Il discorso è durato tre quarti d'ora ed è stato caratterizzato dal tono tipico del miglior Sarkozy: la determinazione, il volontarismo e l'apertura. Quest'ultimo termine è tanto più appropriato perché domani si conosceranno i contenuti del rimpasto di governo, reso indispensabile dal fatto che due ministri (quella della Giustizia Rachida Dati e quello dell'Agricoltura Michel Barnier) sono stati eletti al Parlamento europeo, dove per la verità Barnier si tratterà ben poco, visto che per lui è prevista una vicepresidenza alla Commissione di Bruxelles. Sarkozy potrebbe non limitarsi alla sostituzione dei due partenti e nel valzer delle poltrone potrebbe esserci - in omaggio alla parola d'ordine dell'«apertura» - spazio per qualche transfuga proveniente dai ranghi socialisti o da quelli dei centristi di François Bayrou. Vedremo.
Il punto chiave del discorso di Sarkozy è stato il bisogno di salvare e al tempo stesso rilanciare «il modello francese», inteso dall'Eliseo come cocktail di liberalismo e di intervento pubblico.
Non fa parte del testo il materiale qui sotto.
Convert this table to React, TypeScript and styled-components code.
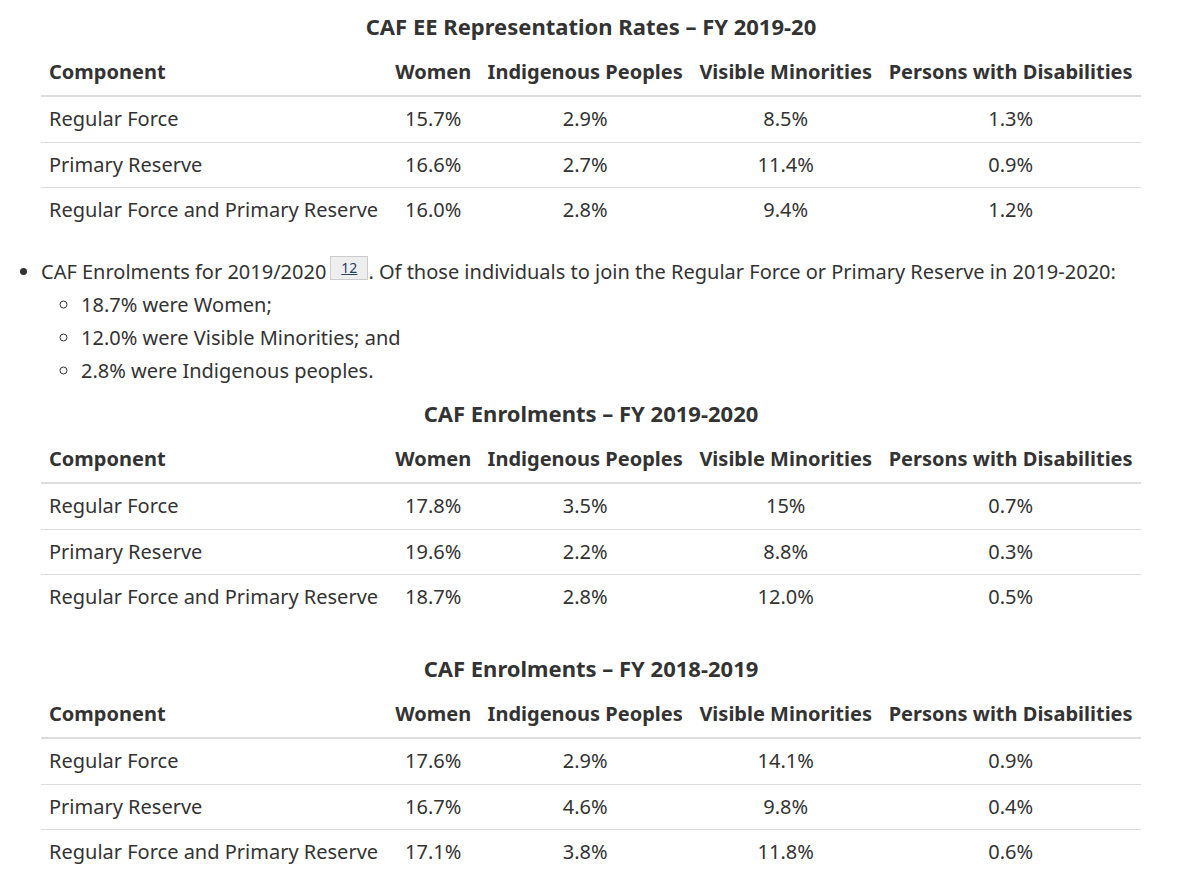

Ecco Sarkozy lanciare un'idea: inventare la Francia del dopo-crisi, approfittando dell'attuale (difficile) situazione economica per indirizzare gli investimenti verso settori ricchi d'avvenire e rispettosi dell'ambiente naturale. Nell'immediato Sarkozy non ha alcuna paura del deficit economico. Per lui esistono però due strade: quella di una spesa pubblica sterile e - al contrario - quello di investimenti destinati a rinnovare l'apparato produttivo e le infrastrutture del Paese. Ecco dunque il presidente annunciare l'ulteriore indebitamento dello Stato (attraverso il ricorso al finanziamento popolare, con una sorta di mega emissione di Bot) allo scopo di finanziare i grandi progetti di modernizzazione. Sarkozy fa una promessa: le tasse non aumenteranno.
Un punto importante dell'intervento presidenziale è stato quello della laicità. In Francia si è molto discusso nelle ultime settimane dell'idea di varare o no una legge che proibisca alle donne di portare il burqa. La ministra delle Aree urbane Fadela Amara (che ha vissuto a lungo nelle periferie, dove ha fondato in altri tempi un'associazione dal nome provocatorio «Ni putes ni soumises», ossia «Né puttane né sottomesse») è favorevole alla legge anti-burqa perché ben conosce le condizioni e i simboli di sottomissione della donne in alcune famiglie islamiche. Ieri a Versailles, Sarkozy ha preso chiaramente posizione e ha chiesto al Parlamento di varare in tempi rapidi la legge per proibire il burqa: «Il problema non è di ordine religioso. Il burka non è il simbolo di una fede, ma è il simbolo dell'asservimento della donna».

Conclusione: «Il burka non è il benvenuto in Francia».